Looking at the situation described in ITEF's draft charter from the 
point of view of Information Theory, and simplifying WLOG to 1-way 
communication between IETF as Sender and users of RFCs as Receivers, the 
issue at hand seems to be at its base a mismatch between Sender 
encodings and Receiver encodings, whereas a foundational idea in Info 
Theory is that Sender and Receiver must share the same encodings.  RFCs 
are encoded using words in bare plain text, but some users are reporting 
that some words in RFCs messages introduce imprecisions which limit 
successful communication.  There are meaning tokens which have become so 
loaded with extra, non-computing meaning that for some users they are 
equivocal, and what is encoded in a word may not be the same for all 
participants.  From this channel efficiency viewpoint, the requests for 
changes seems like just another instance of usual IETF work to improve 
clarity of language in a multi-lingual world.

Focusing on just such cases of submitted complaints, it seems 
straightforward to get good data by assembling fully documented 
suggested improvements--ie some standard format list of them--from all 
interested parties, then review and decide what encoding tokens are to 
be rectified.  Which is what IETF is starting on, as far as I can see. 
The banality and democracy of the list format should even help maintain 
objectivity.  And the content of any archive about this issue would 
offer the ease of access of the list form.

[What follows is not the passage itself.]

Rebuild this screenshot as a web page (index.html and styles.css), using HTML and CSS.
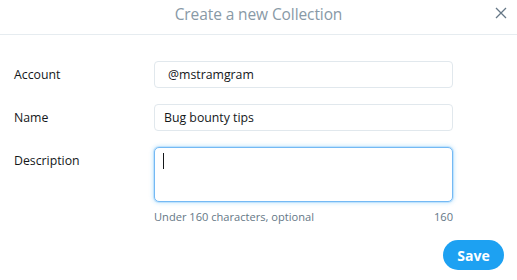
FILE: index.html
```html
<!DOCTYPE html>
<html>
<head>
<meta charset="utf-8">
<link rel="stylesheet" href="styles.css">
</head>
<body>
<div class="modal">
  <header class="header">
    <h1 class="title">Create a new Collection</h1>
    <button class="close" aria-label="Close">
      <svg width="12" height="12" viewBox="0 0 12 12"><path d="M1 1L11 11M11 1L1 11" stroke="#657786" stroke-width="1.3" fill="none"/></svg>
    </button>
  </header>
  <form class="form">
    <div class="row">
      <label class="label">Account</label>
      <div class="field input account">@mstramgram</div>
    </div>
    <div class="row">
      <label class="label">Name</label>
      <div class="field input">Bug bounty tips</div>
    </div>
    <div class="row">
      <label class="label desc-label">Description</label>
      <div class="desc">
        <div class="field textarea"><span class="caret"></span></div>
        <div class="hint"><span>Under 160 characters, optional</span><span>160</span></div>
      </div>
    </div>
    <div class="actions">
      <button type="button" class="save">Save</button>
    </div>
  </form>
</div>
</body>
</html>
```
FILE: styles.css
```css
html, body {
  margin: 0;
  padding: 0;
  background: #fff;
}
body {
  font-family: "Open Sans", "Noto Sans", sans-serif;
  color: #14171a;
  width: 517px;
  height: 280px;
  overflow: hidden;
}
.header {
  position: relative;
  height: 34px;
  border-bottom: 1px solid #e6ecf0;
  display: flex;
  justify-content: center;
}
.title {
  margin: 3px 0 0 0;
  font-size: 15.5px;
  line-height: 22px;
  font-weight: 400;
  color: #8899a6;
  letter-spacing: -0.1px;
}
.close {
  position: absolute;
  right: 10px;
  top: 7px;
  width: 12px;
  height: 12px;
  padding: 0;
  border: 0;
  background: none;
  display: flex;
}
.form {
  padding: 26px 14px 0 14px;
  display: flex;
  flex-direction: column;
  gap: 16px;
}
.row {
  display: flex;
  align-items: center;
}
.row:nth-child(3) {
  align-items: flex-start;
}
.label {
  width: 140px;
  font-size: 12.3px;
  color: #14171a;
}
.desc-label {
  padding-top: 5px;
}
.field {
  box-sizing: border-box;
  width: 299px;
  border: 1px solid #e1e8ed;
  border-radius: 4px;
  font-size: 12.3px;
  color: #14171a;
  background: #fff;
}
.input {
  height: 27px;
  line-height: 25px;
  padding-left: 9px;
}
.account {
  padding-left: 13px;
}
.textarea {
  height: 55px;
  border-color: #74b9f4;
  box-shadow: 0 0 0 1px rgba(140, 200, 250, 0.35), 0 0 4px 1px rgba(29, 161, 242, 0.25);
  padding: 5px 8px;
  border-radius: 5px;
}
.caret {
  display: block;
  width: 1px;
  height: 16px;
  background: #14171a;
}
.hint {
  margin-top: 7px;
  display: flex;
  justify-content: space-between;
  font-size: 11.1px;
  color: #657786;
}
.actions {
  display: flex;
  justify-content: flex-end;
  margin-top: 0;
}
.save {
  margin-right: -1px;
  width: 61px;
  height: 30px;
  border: 0;
  border-radius: 15px;
  background: #1da1f2;
  color: #fff;
  font-family: "Open Sans", sans-serif;
  font-weight: 700;
  font-size: 14px;
  padding: 0;
}
```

The assignment emphasized by IETF, of improving effectiveness of 
language and terminology, is a different matter.  Previous posters have 
noted that may not be feasible, and I with a strong background in the 
fields which mashed together give sociolinguistics, would agree.  The 
problem is that "principles for assessing when language is effective" 
are elusive.

"Effective" is tricky to define in operational terms, and may end up 
seeming to be vacuous or full of special cases.  It is not like eg the 
definition of the effectiveness of an attempt to make a sports "goal".  
That can be based on 100% sampling of attempts; the achieving of a goal, 
and the responsibility for achieving it, is obvious to viewers; and 
there are no carry-over effects like there are in language use, ie an 
attempt to achieve one goal instance now is not affected by earlier 
attempt instances.

However, I can suggest the use of a tool which has a long history of 
acceptance as contributing to effective language use, the famous (in 
literary circles) Strunk & White, _The Elements of Style_, a small, 
efficient book.  My copy at hand is 2000, 4th Edition.  So the 
expression in a RFC of "general principles for assessing when language 
is effective" would consist in saying that writings should cohere with 
the rules in Strunk & White.  If they cohere, they can be treated as 
ceteris paribus assumed to be effective.

And internally, the effectiveness of what will be the TERM RFC, might be 
measured crudely with usual frequency and density measures.  Change over 
time of number of complaints of this sort, proportions over time of 
these complaints compared to all complaints for all RFCs, etc.  But 
these are far from direct measures of language in general.